Constrained by a big dip in tax revenue growth, state governments curbed their capital expenditure in the first half of the current fiscal, a move that could foil the Centre’s bid to aggressively deploy public capex to partly compensate for the delay in the revival of the private investment cycle. Given that roughly two-thirds of the general government capex is contributed by the states, the slashing of capex by states from the budgeted levels could deepen the economic slowdown.

According to an FE analysis of seventeen large states (only Bihar is a key omission due to non-availability of updated data), their capex grew just 2.2% in H1FY20 from the corresponding period last year, a sharp contrast with a 15% annual increase in the Centre’s budget capex during the first half. In fact, the Centre’s capex saw a steep acceleration of 65% in Q2FY20, even as its tax revenue was under stress, with growth of just 4.2% in the first half of the fiscal.

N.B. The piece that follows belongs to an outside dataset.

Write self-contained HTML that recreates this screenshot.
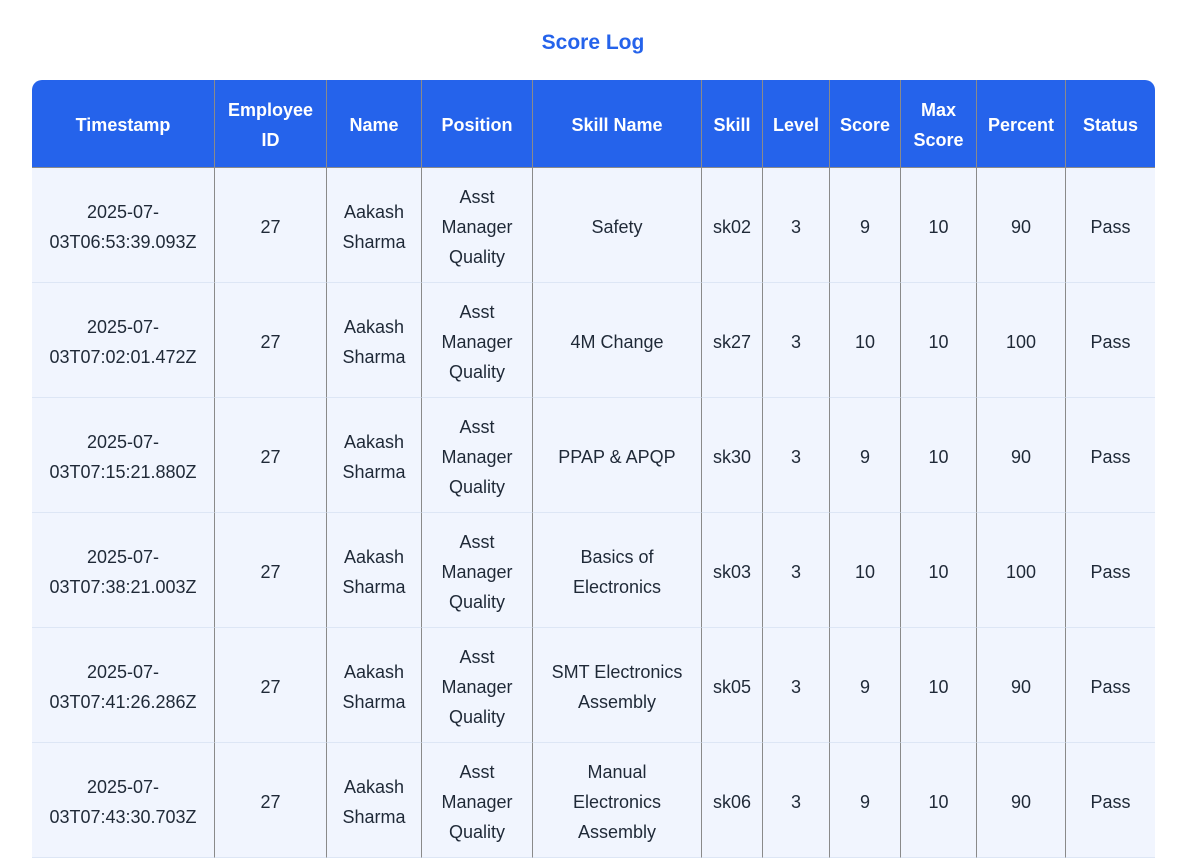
<!DOCTYPE html>
<html><head><meta charset="utf-8"><style>
body{margin:0;background:#fff;font-family:"Liberation Sans",sans-serif;color:#1f2937;width:1180px;height:851px;overflow:hidden}
h1{margin:0;position:absolute;top:31px;left:3px;width:1180px;text-align:center;font-size:21px;color:#2563eb;font-weight:bold}
table{position:absolute;left:32px;top:80px;width:1123px;table-layout:fixed;border-collapse:separate;border-spacing:0;font-size:18px;line-height:30px}
th{background:#2563eb;color:#fff;height:88px;padding:2px 0 0;border-right:1px solid #8a8a8a;border-bottom:1px solid #8a8a8a;font-weight:bold;box-sizing:border-box}
th:first-child{border-top-left-radius:10px}
th:last-child{border-top-right-radius:10px;border-right:none}
td{background:#f1f5fe;height:115px;box-sizing:border-box;text-align:center;padding:4px 4px 0;border-right:1px solid #8a8a8a;border-bottom:1px solid #dde6f5}
td:last-child{border-right:none}
</style></head><body>
<h1>Score Log</h1>
<table>
<colgroup><col style="width:183px"><col style="width:112px"><col style="width:95px"><col style="width:111px"><col style="width:169px"><col style="width:61px"><col style="width:67px"><col style="width:71px"><col style="width:76px"><col style="width:89px"><col style="width:89px"></colgroup>
<tr><th>Timestamp</th><th>Employee<br>ID</th><th>Name</th><th>Position</th><th>Skill Name</th><th>Skill</th><th>Level</th><th>Score</th><th>Max<br>Score</th><th>Percent</th><th>Status</th></tr>
<tr><td>2025-07-<br>03T06:53:39.093Z</td><td>27</td><td>Aakash<br>Sharma</td><td>Asst<br>Manager<br>Quality</td><td>Safety</td><td>sk02</td><td>3</td><td>9</td><td>10</td><td>90</td><td>Pass</td></tr>
<tr><td>2025-07-<br>03T07:02:01.472Z</td><td>27</td><td>Aakash<br>Sharma</td><td>Asst<br>Manager<br>Quality</td><td>4M Change</td><td>sk27</td><td>3</td><td>10</td><td>10</td><td>100</td><td>Pass</td></tr>
<tr><td>2025-07-<br>03T07:15:21.880Z</td><td>27</td><td>Aakash<br>Sharma</td><td>Asst<br>Manager<br>Quality</td><td>PPAP &amp; APQP</td><td>sk30</td><td>3</td><td>9</td><td>10</td><td>90</td><td>Pass</td></tr>
<tr><td>2025-07-<br>03T07:38:21.003Z</td><td>27</td><td>Aakash<br>Sharma</td><td>Asst<br>Manager<br>Quality</td><td>Basics of<br>Electronics</td><td>sk03</td><td>3</td><td>10</td><td>10</td><td>100</td><td>Pass</td></tr>
<tr><td>2025-07-<br>03T07:41:26.286Z</td><td>27</td><td>Aakash<br>Sharma</td><td>Asst<br>Manager<br>Quality</td><td>SMT Electronics<br>Assembly</td><td>sk05</td><td>3</td><td>9</td><td>10</td><td>90</td><td>Pass</td></tr>
<tr><td>2025-07-<br>03T07:43:30.703Z</td><td>27</td><td>Aakash<br>Sharma</td><td>Asst<br>Manager<br>Quality</td><td>Manual<br>Electronics<br>Assembly</td><td>sk06</td><td>3</td><td>9</td><td>10</td><td>90</td><td>Pass</td></tr>
</table>
</body></html>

While the Centre has more fiscal maneuvering space than the states — it has substantial avenues to augment non-debt capital receipts and raise other non-tax sources of revenue besides more borrowing freedom — the decline in tax revenue growth is impacting state capex more directly.

Tax revenue growth of the 17 states reviewed by FE was 2.4% in H1FY20, compared with 13.8% a year ago. As many as eight of these states including Uttar Pradesh, Maharashtra, Gujarat, Andhra Pradesh, Madhya Pradesh and Telangana reported a year-on-year decline in their tax revenue growth in the first half.

Evidently, the states’ tax revenue from GST, which is roughly 60% of their own tax revenue, has taken a hit, but the compensation guaranteed for GST shortfall could offset this.

The overall GST collections have been below estimates and showed even negative growth rates in both September and October.

Given the steep fall in the states’ tax revenue growth in H1, it is clear that their revenue from own taxes other than GST like stamp duty, registration fee, sales tax, etc, have taken an even bigger hit. While several states are now complaining of the delays in release of GST compensation amounts, they received the succour for at least April-July period, which imply a GST revenue growth of 14% during the period.

The corporate tax cuts announced by the Centre alone is expected to reduce the tax transfers from the Centre to states from the divisible pool by as much as Rs 60,000 crore.

The precarious revenue position has forced many states to borrow more to keep the mandated revenue expenditure close to the budgeted levels. Borrowings by the 17 states were up 15% in H1FY20, compared with an annual increase of 5% a year ago.

The straining of the state finances of late could undermine their fiscal consolidation efforts. Over the last two fiscal years, states outperformed the Centre on the fiscal front.

According to a recent RBI report, the state governments, given their Budget targets, seemed poised to keep their consolidated gross fiscal deficit (GFD) within the FRBM limit of 3% for the third financial year in a row in FY20. But given the H1 data, that now looks really challenging.

According to the RBI study of state budgets of FY20, their combined GFD is projected to be 2.6% of the GDP in the year. The consolidated state GFD was 2.9% of GDP in FY19 (revised estimate) and 2.4% of GDP in FY18, the year which saw a sharp reduction in their deficits thanks to the guaranteed GST revenue that sort of insulated them from the slow growth in the country’s tax collections.

As FE reported earlier, the actual consolidated GFD of states in FY19 could be even lower than seen by the RBI, given that the data for 27 states showed that post-revised estimates, they cut expenditure sharply to contain their combined deficits at 2.5% of their aggregate GDP.

“Going forward, it is important for states to pursue their capital expenditure plans as budgeted in 2019-20, considering that states account for two thirds of the general government capital expenditure with implications for the overall economic activity and welfare,” the RBI had noted.

In a joint statement issued here on Wednesday, finance ministers of five states namely West Bengal, Kerala, Rajasthan, Punjab and Delhi said that due to the delays in release of GST compensation, their states were facing acute fiscal pressures, some even resorting to ways and means or even overdrafts.